• Objective
Scan the entries below. List each line with "that".

• Material for the task
— begin —

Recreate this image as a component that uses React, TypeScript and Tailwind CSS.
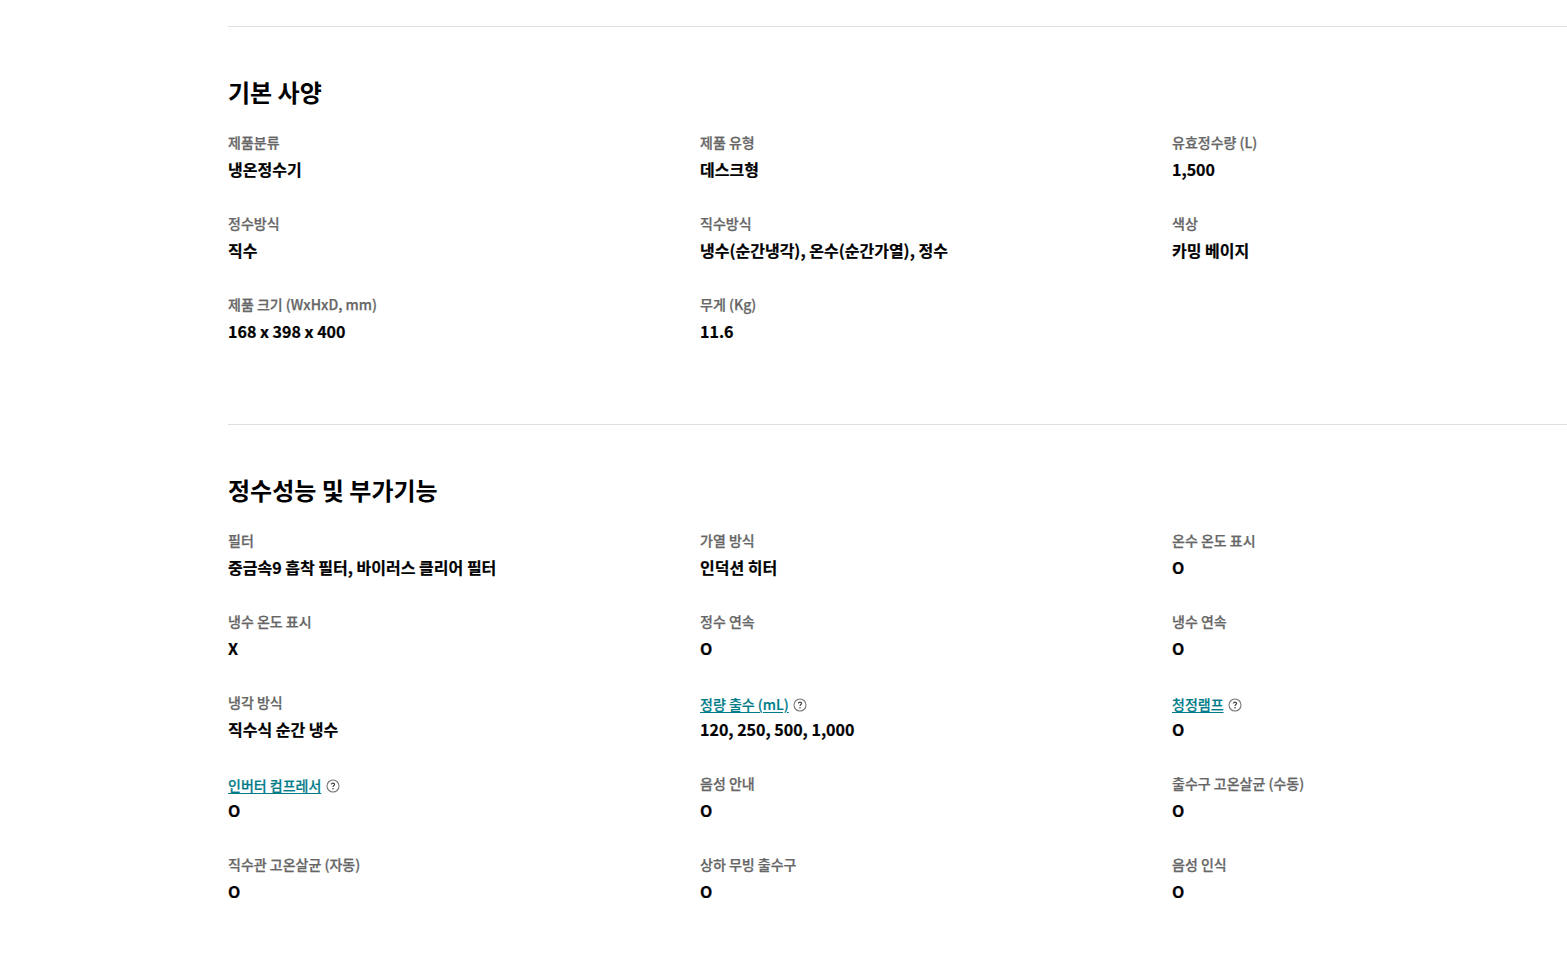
const font = { fontFamily: '"Noto Sans CJK KR", "Noto Sans", sans-serif' };

type Spec = { label: string; value: string; link?: boolean };

const basic: Spec[] = [
  { label: "제품분류", value: "냉온정수기" },
  { label: "제품 유형", value: "데스크형" },
  { label: "유효정수량 (L)", value: "1,500" },
  { label: "정수방식", value: "직수" },
  { label: "직수방식", value: "냉수(순간냉각), 온수(순간가열), 정수" },
  { label: "색상", value: "카밍 베이지" },
  { label: "제품 크기 (WxHxD, mm)", value: "168 x 398 x 400" },
  { label: "무게 (Kg)", value: "11.6" },
];

const performance: Spec[] = [
  { label: "필터", value: "중금속9 흡착 필터, 바이러스 클리어 필터" },
  { label: "가열 방식", value: "인덕션 히터" },
  { label: "온수 온도 표시", value: "O" },
  { label: "냉수 온도 표시", value: "X" },
  { label: "정수 연속", value: "O" },
  { label: "냉수 연속", value: "O" },
  { label: "냉각 방식", value: "직수식 순간 냉수" },
  { label: "정량 출수 (mL)", value: "120, 250, 500, 1,000", link: true },
  { label: "청정램프", value: "O", link: true },
  { label: "인버터 컴프레서", value: "O", link: true },
  { label: "음성 안내", value: "O" },
  { label: "출수구 고온살균 (수동)", value: "O" },
  { label: "직수관 고온살균 (자동)", value: "O" },
  { label: "상하 무빙 출수구", value: "O" },
  { label: "음성 인식", value: "O" },
];

function HelpIcon() {
  return (
    <svg width="14" height="14" viewBox="0 0 14 14" fill="none" className="ml-[4.5px] mt-[1px] shrink-0">
      <circle cx="7" cy="7" r="6" stroke="#767676" strokeWidth="1.1" />
      <path d="M5.4 5.6C5.4 4.7 6.1 4.1 7 4.1C7.9 4.1 8.6 4.7 8.6 5.5C8.6 6.5 7 6.6 7 7.9" stroke="#444" strokeWidth="1.2" />
      <circle cx="7" cy="9.8" r="0.8" fill="#444" />
    </svg>
  );
}

function Item({ label, value, link }: Spec) {
  return (
    <div className="h-[81px]">
      {link ? (
        <div className="flex h-[20px] items-center pt-[4px]">
          <span className="text-[14px] leading-[20px] font-medium [-webkit-text-stroke:0.2px_#007c89] text-[#007c89] underline underline-offset-2">{label}</span>
          <HelpIcon />
        </div>
      ) : (
        <div className="h-[20px] text-[14px] leading-[20px] font-medium [-webkit-text-stroke:0.25px_#666666] text-[#666666]">{label}</div>
      )}
      <div className="mt-[5px] text-[16px] leading-[24px] font-bold text-black [-webkit-text-stroke:0.2px_#000000]">{value}</div>
    </div>
  );
}

function Section({ title, items, className }: { title: string; items: Spec[]; className: string }) {
  return (
    <section className={"border-t border-[#e0e0e0] " + className}>
      <h2 className="text-[24px] leading-[36px] font-bold text-black">{title}</h2>
      <div className="mt-[22px] grid grid-cols-[472px_472px_1fr]">
        {items.map((item) => (
          <Item key={item.label} {...item} />
        ))}
      </div>
    </section>
  );
}

export default function App() {
  return (
    <div style={font} className="h-[955px] overflow-hidden bg-white pt-[26px] pl-[228px]">
      <Section title="기본 사양" items={basic} className="pt-[47px] h-[398px]" />
      <Section title="정수성능 및 부가기능" items={performance} className="pt-[47px]" />
    </div>
  );
}
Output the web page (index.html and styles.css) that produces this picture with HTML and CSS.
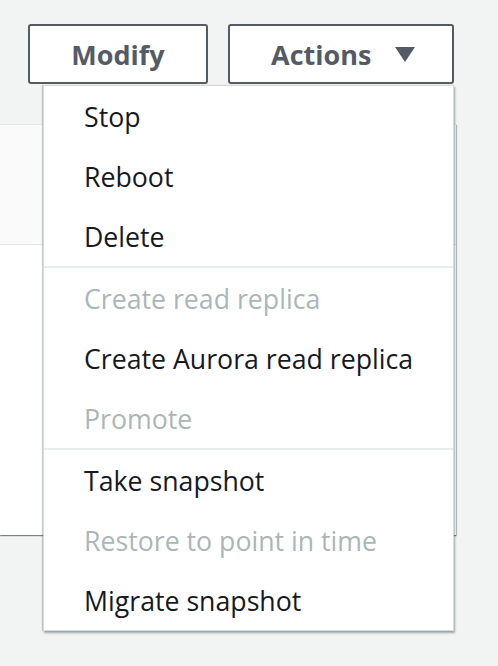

— end —

• Solution
Recreate this image as a component that uses React, TypeScript and Tailwind CSS.
Output the web page (index.html and styles.css) that produces this picture with HTML and CSS.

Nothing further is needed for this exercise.